Материалы следствия, количественная
Кроме того, её сотрудники установили, что в 15 км от Смоленска по Витебскому шоссе в районе Катынского леса, именуемом «Козьи горы», в 20 метрах от шоссе на юго-запад по направлению к Днепру находятся могилы, в которых зарыты военнопленные поляки, расстрелянные фашистами.
С санкции ЧГК и в присутствии судебно-медицинских экспертов (СМЭ) могилы были вскрыты. В могилах сразу же обнаружили большое количество трупов в польском военном обмундировании — примерно до 11 000. Судебно-медицинские эксперты и другие специалисты провели тщательное исследование эксгумированных останков, документов и других вещественных доказательств, обнаруженных на трупах и в могилах.
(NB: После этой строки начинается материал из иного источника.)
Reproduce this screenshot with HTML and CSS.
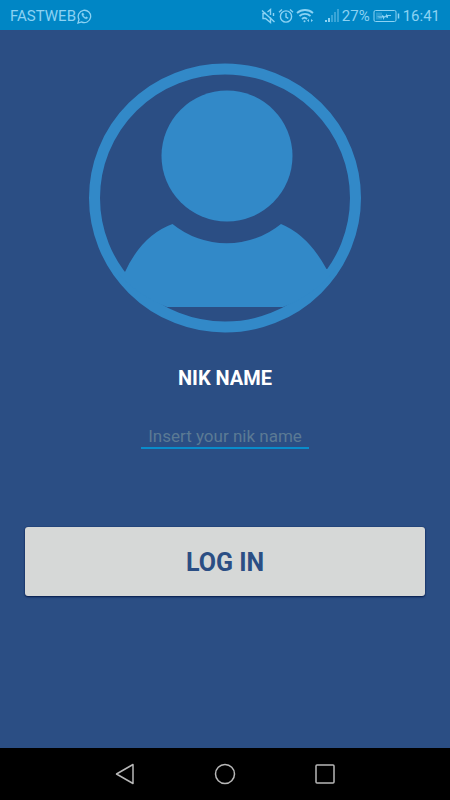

Одновременно с этим сотрудники Комиссии провели опрос многочисленных свидетелей из местного населения. В результате чего было точно определено время и обстоятельства преступлений. Было установлено, что Катынский лес являлся местом отдыха смолян. В окрестностях крестьяне пасли скот, ходили за грибами в лес, постоянно заготавливали дрова. До самой войны здесь находился пионерский лагерь Промстрах кассы и дача — дом отдыха Смоленского Управления НКВД, которые были закрыты лишь в июле 1941 года.
С оккупацией Смоленска в Катынском лесу немцами создается особый режим. Лес стал охраняться усиленными патрулями. Запрещалось без пропуска заходить в лес. За нарушение требования — расстрел на месте. В Доме отдыха сразу же расположилась немецкая часть под названием «Штаб 537-го строительного батальона». Деятельность его была глубоко законспирирована. Никаких строительных работ он не проводил. Приезжали и уезжали в штаб офицеры на легковых машинах. Часто из Смоленска заезжали грузовые автомашины, покрытые тентами.
Комиссией также было установлено, что до прихода немцев в этих местах на стройках и ремонте шоссейных дорог работали польские военнопленные офицеры и солдаты трёх лагерей особого назначения (ОН), расположенных в нескольких десятках километров на запад от Смоленска. После начала боевых действий лагеря не смогли эвакуироваться, и все военнопленные поляки, а также часть охраны и сотрудников лагерей попали в плен немцам.
Нахождение польских военнопленных в этих лагерях подтверждается показаниями многочисленных свидетелей, видевших польских военнопленных близ Смоленска в первые месяцы оккупации до сентября 1941 года включительно.
Это подтверждает М. Задорожный, бывший разведчик 467-го корпусного артиллерийского полка в своем письме, опубликованном в смоленской газете «Рабочий путь» в 1990 году.
Он писал, что в августе 1941 года во время выхода полка из окружения, на привале в лесу недалеко от Смоленска, в расположение его подразделения вышел взволнованный солдат. Он был в форме пограничных войск НКВД. Пограничник сообщил, что немцы ворвались в расположение лагеря военнопленных поляков. Всю охрану сразу же перестреляли, а потом стали расстреливать сидельцев лагеря.